By Anthony Tokarz,
Money and Investing Writer
The Financial Industry Regulatory Authority (FINRA) filed a regulatory rule proposal with the Securities Exchange Commission (SEC) on Monday, November 21, in the hope of gaining the authority it needs to react more aggressively to disruptive trading activity.
Currently, FINRA, a nongovernmental private corporation that exercises a degree of regulatory control over the financial industry, can only respond to disruptive trading incidents and patterns by initiating government proceedings that often take years to reach conclusions and implement corrective measures.
Its filing voices a view that the corporation, which works to protect investors by ensuring the fair and open functioning of securities markets, ought to have the power to initiate expedited proceedings to halt market manipulation and disruption of singular systemic danger.
The practice of “layering” or “spoofing” exemplifies the sort of behavior against which FINRA seeks greater authority. A trader “spoofs” a security by first moving its value by placing a succession of trade orders, then canceling them before they go through as legitimate trades, then trading the security at the other end at the modified price.
Because such incidents often occur as part of a broader strategy or pattern, FINRA argues that the SEC should grant them the power to issue cease-and-desist orders with less procedural delay.
At present, these cease-and-desist orders remain in effect until the underlying disciplinary proceedings at the government level have concluded. The proposed changes would empower FINRA to issue permanent cease-and-desist orders independent of the government-level disciplinary process.
However, only FINRA’s CEO would have this power, and only after the demonstrated failure of other measures to halt the infraction. The CEO could also choose to delegate the power to a senior officer, though a specific case of abuse would delimit the bounds of this power.
In weighing this proposal, the SEC will take into account FINRA’s unique position as a watchdog within the US Financial Industry. The private corporation has contracts to police all registered broker dealers, in addition to responsibility for policing 18 stock and options exchanges besides.
The breadth of FINRA’s responsibility and the scope of its oversight furnishes it with a vast trove of information for cross-reference and examination to identify and isolate cases of market abuse, and then to leverage those incidents into the recognition of broader patterns violate the integrity of US markets.
This proposal comes several months after FINRA began an investigation into the professional culture of brokerages and financial advisory firms. The corporation undertook the investigation on suspicion that unstated rules, practices, and expectations at such firms compromise compliance and risk-management strategies.

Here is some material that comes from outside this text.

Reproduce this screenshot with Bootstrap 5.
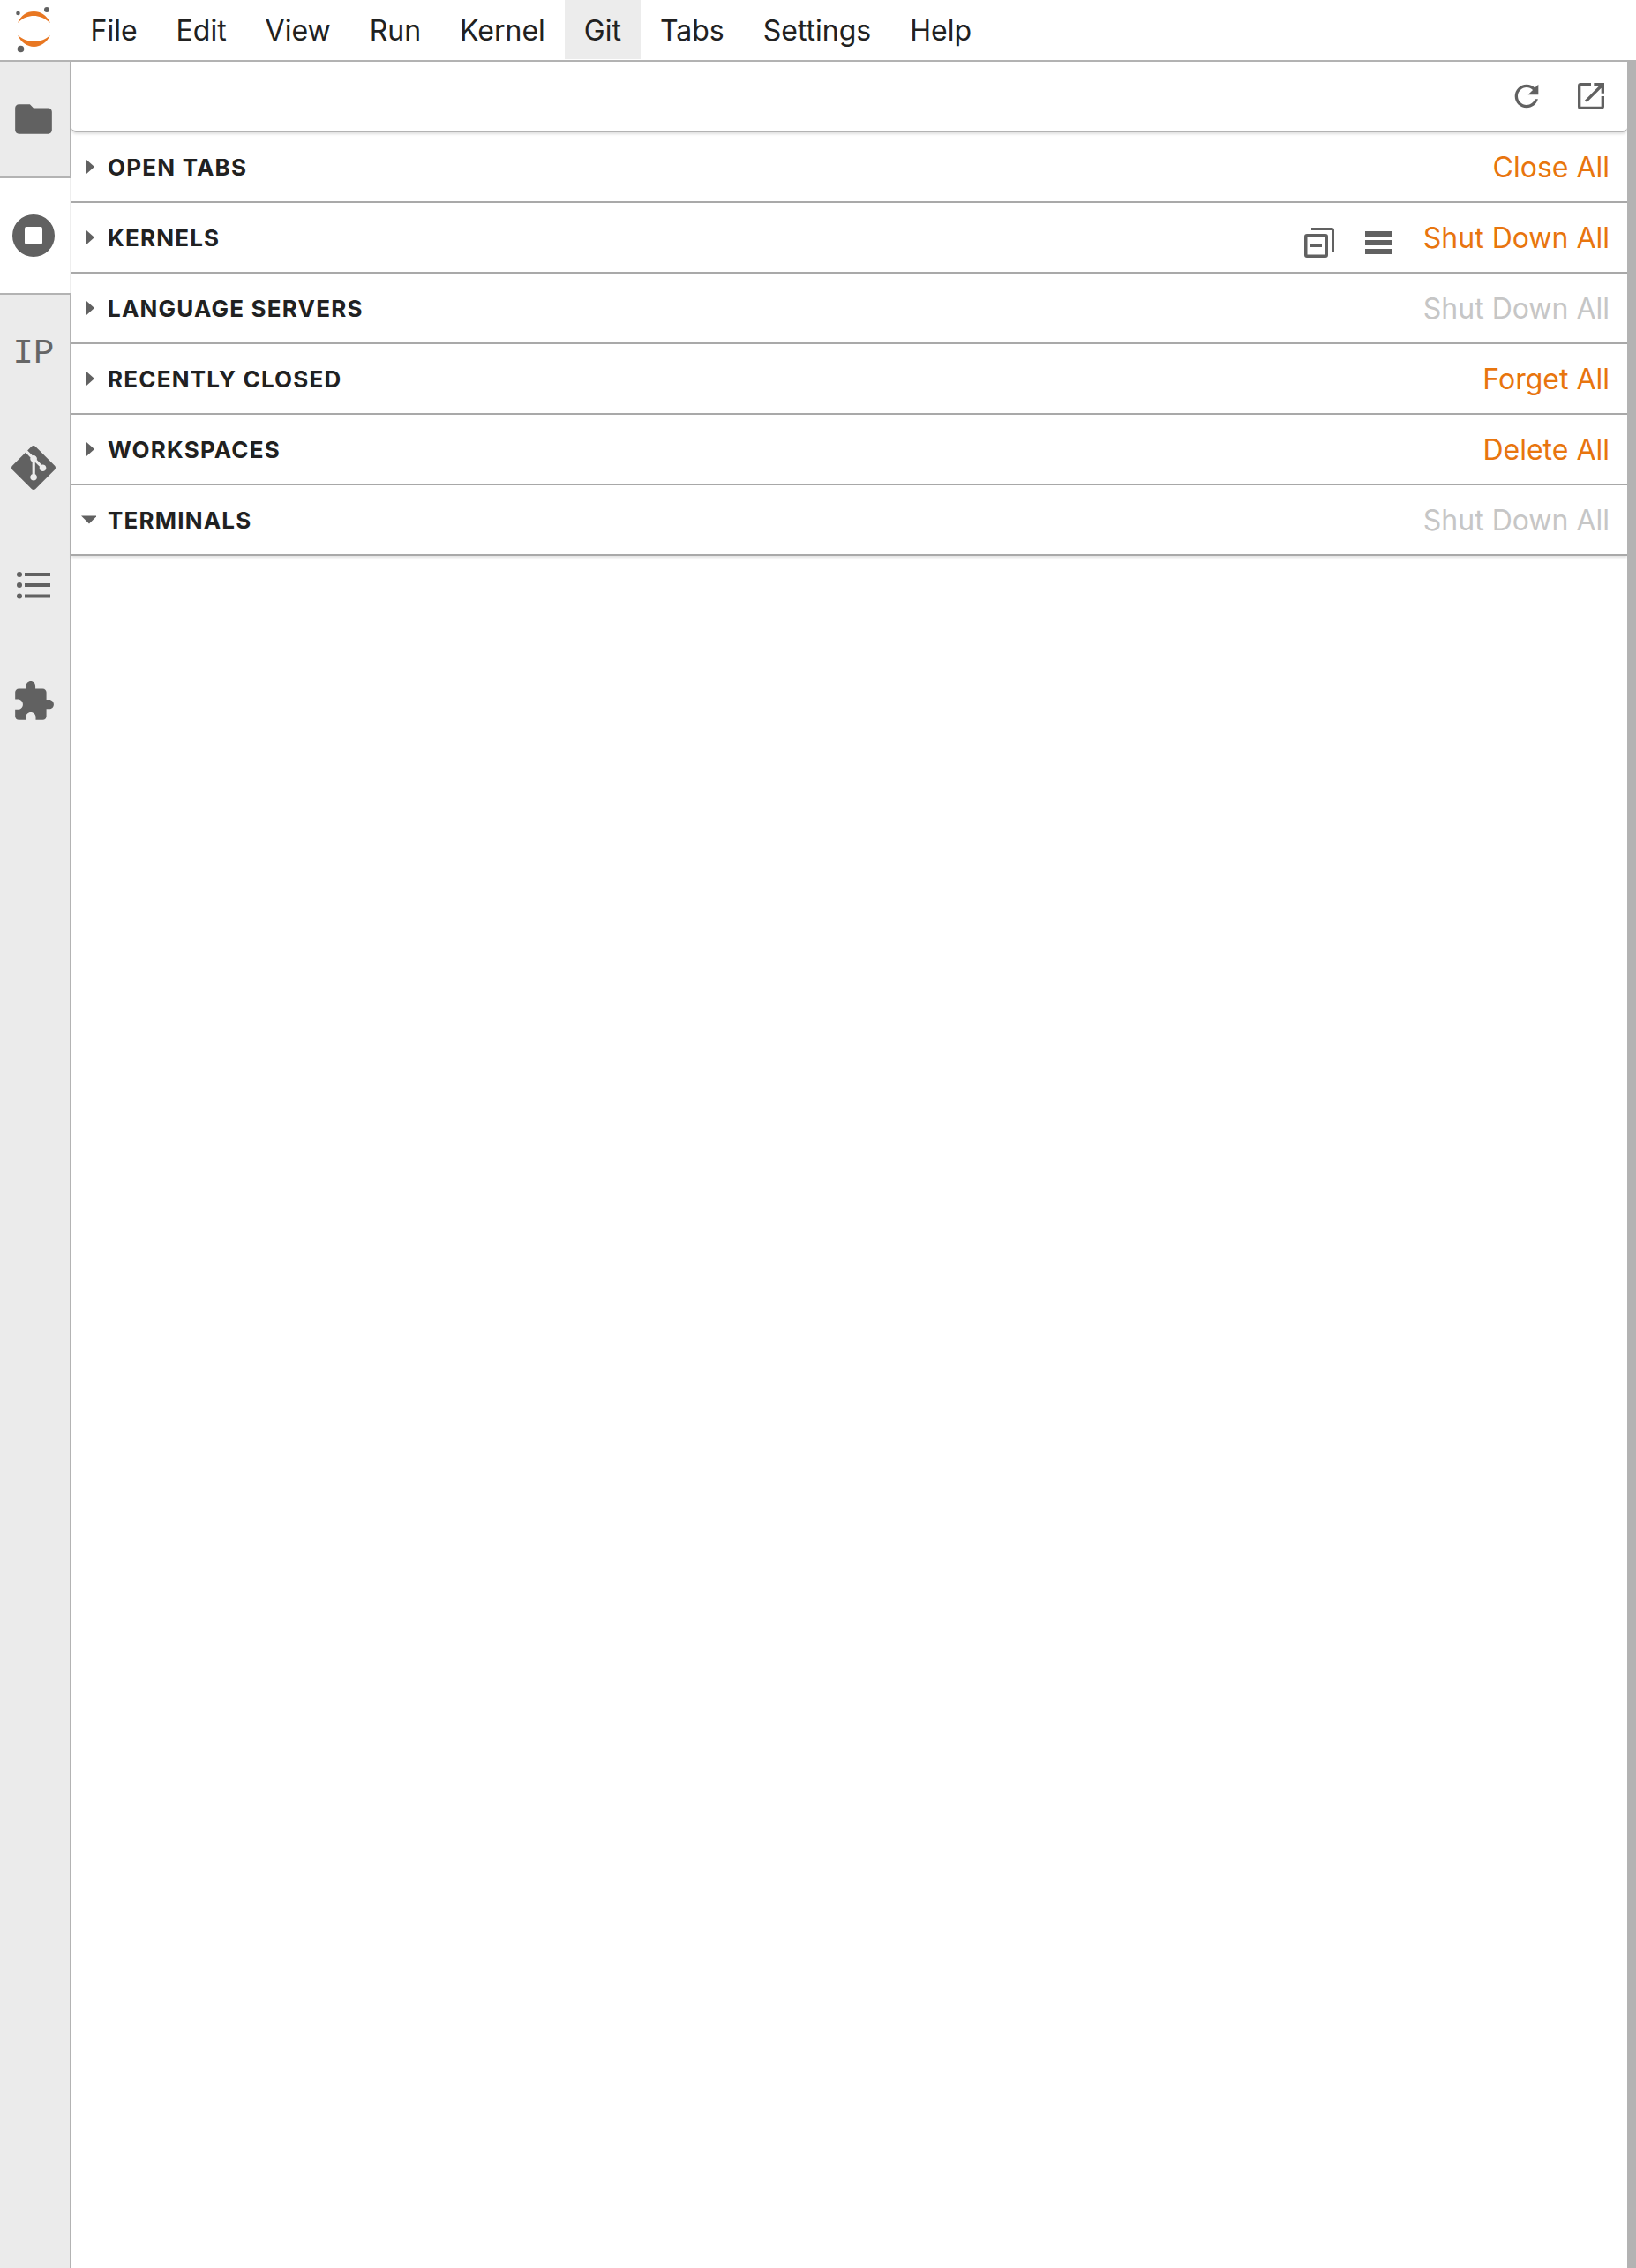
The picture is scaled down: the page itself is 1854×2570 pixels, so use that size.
<!doctype html>
<html lang="en">
<head>
  <meta charset="utf-8" />
  <title>JupyterLab</title>
  <link href="https://cdn.jsdelivr.net/npm/bootstrap@5.3.0/dist/css/bootstrap.min.css" rel="stylesheet" />
  <style>
    body {
      font-family: Inter, "Liberation Sans", sans-serif;
      color: #212121;
      background: #fff;
    }
    .lab-shell { height: 2570px; }
    .lab-menubar {
      height: 70px;
      border-bottom: 2px solid #b3b3b3;
      flex: none;
    }
    .lab-logo { width: 80.5px; height: 68px; flex: none; }
    .lab-menu-item {
      padding: 0 22px;
      font-size: 32px;
      line-height: 70px;
      height: 67px;
    }
    .lab-menu-item.is-open { background: #ececec; }
    .lab-sidebar {
      width: 81px;
      flex: none;
      background: #ebebeb;
      border-right: 2px solid #b3b3b3;
    }
    .lab-tab { height: 131.75px; width: 76px; }
    .lab-tab:first-child { height: 130px; }
    .lab-tab.is-active {
      height: 134px;
      width: 80px;
      padding-right: 4px;
      background: #fff;
      border-top: 2px solid #b3b3b3;
      border-bottom: 2px solid #b3b3b3;
      box-shadow: inset -1px 0 0 #eee;
    }
    .lab-tab svg { fill: #616161; display: block; }
    .lab-ip {
      font-family: "Liberation Mono", monospace;
      font-size: 39px;
      line-height: 1;
      color: #666;
    }
    .lab-gutter { width: 10px; flex: none; background: #b3b3b3; }
    .lab-toolbar {
      height: 80px;
      border-bottom: 2px solid #b3b3b3;
      border-radius: 0 0 5px 5px;
      box-shadow: 0 2px 3px rgba(0, 0, 0, .12);
      padding-right: 21px;
      gap: 33px;
    }
    .lab-toolbar svg { width: 40px; height: 40px; fill: #616161; display: block; }
    .lab-section {
      height: 80px;
      border-bottom: 2px solid #a9a9a9;
      padding-right: 20px;
    }
    .lab-section:last-child { box-shadow: 0 2px 3px rgba(0, 0, 0, .12); }
    .lab-caret { width: 41px; flex: none; }
    .lab-caret svg { display: block; fill: #616161; }
    .lab-title {
      font-size: 26px;
      font-weight: 700;
      letter-spacing: 1.2px;
      color: #212121;
    }
    .lab-action {
      padding: 2px 0 0;
      border: 0;
      background: none;
      font-size: 32px;
      color: #e8750e;
    }
    .lab-action:disabled { color: #c6c6c6; }
    .lab-row-icon { display: block; fill: #616161; margin-top: 12px; }
  </style>
</head>
<body>
  <div class="lab-shell d-flex flex-column">

    <div class="lab-menubar d-flex">
      <div class="lab-logo">
        <svg width="80" height="68" viewBox="0 0 80 68">
          <path fill="#e87722" d="M20 26C24 17 30 13 38.500 13C46 13 53 17 57 26C50 20 44 18 38.500 18C32 18 26 20 20 26Z" />
          <path fill="#e87722" d="M20 40C27 45 32 47 38.500 47C45 47 51 45 57 40C53 48 46 53 38.500 53C31 53 24 48 20 40Z" />
          <circle cx="53" cy="11" r="3" fill="#616161" />
          <circle cx="20.500" cy="15" r="2.300" fill="#616161" />
          <circle cx="23.500" cy="55.500" r="3.800" fill="#616161" />
        </svg>
      </div>
      <div class="lab-menu-item">File</div>
      <div class="lab-menu-item">Edit</div>
      <div class="lab-menu-item">View</div>
      <div class="lab-menu-item">Run</div>
      <div class="lab-menu-item">Kernel</div>
      <div class="lab-menu-item is-open">Git</div>
      <div class="lab-menu-item">Tabs</div>
      <div class="lab-menu-item">Settings</div>
      <div class="lab-menu-item">Help</div>
    </div>

    <div class="d-flex flex-grow-1">
      <div class="lab-sidebar">
        <div class="lab-tab d-flex align-items-center justify-content-center">
          <svg width="50" height="50" viewBox="0 0 24 24"><path d="M10 4H4c-1.100 0-2 .9-2 2v12c0 1.100.9 2 2 2h16c1.100 0 2-.9 2-2V8c0-1.100-.9-2-2-2h-8l-2-2z" /></svg>
        </div>
        <div class="lab-tab is-active d-flex align-items-center justify-content-center">
          <svg width="48" height="48" viewBox="0 0 48 48"><path fill-rule="evenodd" d="M24 0a24 24 0 1 0 0 48a24 24 0 1 0 0-48zM16 14h16a2 2 0 0 1 2 2v16a2 2 0 0 1-2 2H16a2 2 0 0 1-2-2V16a2 2 0 0 1 2-2z" /></svg>
        </div>
        <div class="lab-tab d-flex align-items-center justify-content-center pt-1">
          <span class="lab-ip">IP</span>
        </div>
        <div class="lab-tab d-flex align-items-center justify-content-center pb-1">
          <svg width="50" height="50" viewBox="0 0 24 24"><path d="M23.546 10.930L13.067.452c-.604-.603-1.582-.603-2.188 0L8.708 2.627l2.760 2.760c.645-.215 1.379-.07 1.889.441.516.515.658 1.258.438 1.900l2.658 2.660c.645-.223 1.387-.078 1.900.435.721.72.721 1.884 0 2.604-.719.719-1.881.719-2.600 0-.539-.541-.674-1.337-.404-1.996L12.860 8.955v6.525c.176.086.342.203.488.348.713.721.713 1.883 0 2.600-.719.721-1.889.721-2.609 0-.719-.719-.719-1.879 0-2.598.182-.18.387-.316.605-.406V8.835c-.217-.091-.424-.222-.6-.401-.545-.545-.676-1.342-.396-2.009L7.636 3.700.45 10.881c-.6.605-.6 1.584 0 2.189l10.480 10.477c.604.604 1.582.604 2.186 0l10.430-10.430c.605-.603.605-1.582 0-2.187" /></svg>
        </div>
        <div class="lab-tab d-flex align-items-center justify-content-center">
          <svg width="40" height="32" viewBox="0 0 40 32">
            <circle cx="4" cy="4" r="3" /><rect x="10" y="2" width="29" height="4" />
            <circle cx="4" cy="16" r="3" /><rect x="10" y="14" width="29" height="4" />
            <circle cx="4" cy="28.500" r="3" /><rect x="10" y="26.500" width="29" height="4" />
          </svg>
        </div>
        <div class="lab-tab d-flex align-items-center justify-content-center">
          <svg width="50" height="50" viewBox="0 0 24 24"><path d="M20.500 11H19V7c0-1.100-.9-2-2-2h-4V3.500C13 2.120 11.880 1 10.500 1S8 2.120 8 3.500V5H4c-1.100 0-1.990.9-1.990 2v3.800H3.500c1.490 0 2.700 1.210 2.700 2.700s-1.210 2.700-2.700 2.700H2V20c0 1.100.9 2 2 2h3.800v-1.500c0-1.490 1.210-2.700 2.700-2.700 1.490 0 2.700 1.210 2.700 2.700V22H17c1.100 0 2-.9 2-2v-4h1.500c1.380 0 2.500-1.120 2.500-2.500S21.880 11 20.500 11z" /></svg>
        </div>
      </div>

      <div class="flex-grow-1">
        <div class="lab-toolbar d-flex align-items-center justify-content-end">
          <svg viewBox="0 0 24 24"><path d="M17.650 6.350C16.200 4.900 14.210 4 12 4c-4.420 0-7.990 3.580-7.990 8s3.570 8 7.990 8c3.730 0 6.840-2.550 7.730-6h-2.080c-.82 2.330-3.040 4-5.650 4-3.310 0-6-2.690-6-6s2.690-6 6-6c1.660 0 3.140.69 4.220 1.780L13 11h7V4l-2.350 2.350z" /></svg>
          <svg viewBox="0 0 24 24"><path d="M19 19H5V5h7V3H5a2 2 0 0 0-2 2v14a2 2 0 0 0 2 2h14c1.100 0 2-.9 2-2v-7h-2v7zM14 3v2h3.590l-9.830 9.830 1.410 1.410L19 6.410V10h2V3h-7z" /></svg>
        </div>

        <div class="lab-section d-flex align-items-center">
          <span class="lab-caret"><svg width="28" height="16" viewBox="0 0 28 16"><path d="M17 0l9 8l-9 8z" /></svg></span>
          <span class="lab-title">OPEN TABS</span>
          <button class="lab-action ms-auto">Close All</button>
        </div>
        <div class="lab-section d-flex align-items-center">
          <span class="lab-caret"><svg width="28" height="16" viewBox="0 0 28 16"><path d="M17 0l9 8l-9 8z" /></svg></span>
          <span class="lab-title">KERNELS</span>
          <svg class="lab-row-icon ms-auto" width="34" height="34" viewBox="0 0 34 34">
            <path fill-rule="evenodd" d="M3 7h21a3 3 0 0 1 3 3v21a3 3 0 0 1-3 3H3a3 3 0 0 1-3-3V10a3 3 0 0 1 3-3zM3.500 10v20.500h20V10z" />
            <rect x="7" y="19" width="13" height="3" />
            <path d="M8 0h23a3 3 0 0 1 3 3v24h-3V3H8z" />
          </svg>
          <svg class="lab-row-icon" style="margin-left:35px" width="30" height="26" viewBox="0 0 30 26">
            <rect y="0" width="30" height="6" /><rect y="10" width="30" height="6" /><rect y="20" width="30" height="6" />
          </svg>
          <button class="lab-action" style="margin-left:36px">Shut Down All</button>
        </div>
        <div class="lab-section d-flex align-items-center">
          <span class="lab-caret"><svg width="28" height="16" viewBox="0 0 28 16"><path d="M17 0l9 8l-9 8z" /></svg></span>
          <span class="lab-title">LANGUAGE SERVERS</span>
          <button class="lab-action ms-auto" disabled>Shut Down All</button>
        </div>
        <div class="lab-section d-flex align-items-center">
          <span class="lab-caret"><svg width="28" height="16" viewBox="0 0 28 16"><path d="M17 0l9 8l-9 8z" /></svg></span>
          <span class="lab-title">RECENTLY CLOSED</span>
          <button class="lab-action ms-auto">Forget All</button>
        </div>
        <div class="lab-section d-flex align-items-center">
          <span class="lab-caret"><svg width="28" height="16" viewBox="0 0 28 16"><path d="M17 0l9 8l-9 8z" /></svg></span>
          <span class="lab-title">WORKSPACES</span>
          <button class="lab-action ms-auto">Delete All</button>
        </div>
        <div class="lab-section d-flex align-items-center">
          <span class="lab-caret"><svg width="28" height="16" viewBox="0 0 28 16"><path d="M11 3.500h18l-9 9z" /></svg></span>
          <span class="lab-title">TERMINALS</span>
          <button class="lab-action ms-auto" disabled>Shut Down All</button>
        </div>
      </div>

      <div class="lab-gutter"></div>
    </div>
  </div>
  <script src="https://cdn.jsdelivr.net/npm/bootstrap@5.3.0/dist/js/bootstrap.bundle.min.js"></script>
</body>
</html>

The SEC is sure to consider FINRA’s proposal in the context of this latter investigation—should it return a positive verdict and grant FINRA additional regulatory power, government officials will most likely have decided that the watchdog’s unique knowledge of broker practices across the country has attuned it to subtle behaviors that signal departures from normalcy in firms’ handling of securities.
In affirming the proposal, therefore, the SEC will make a statement that FINRA’s blend of knowledge and positioning within the industry warrants the added powers to safeguard market integrity.
A version of this article appeared in the Tuesday, December 13th print edition.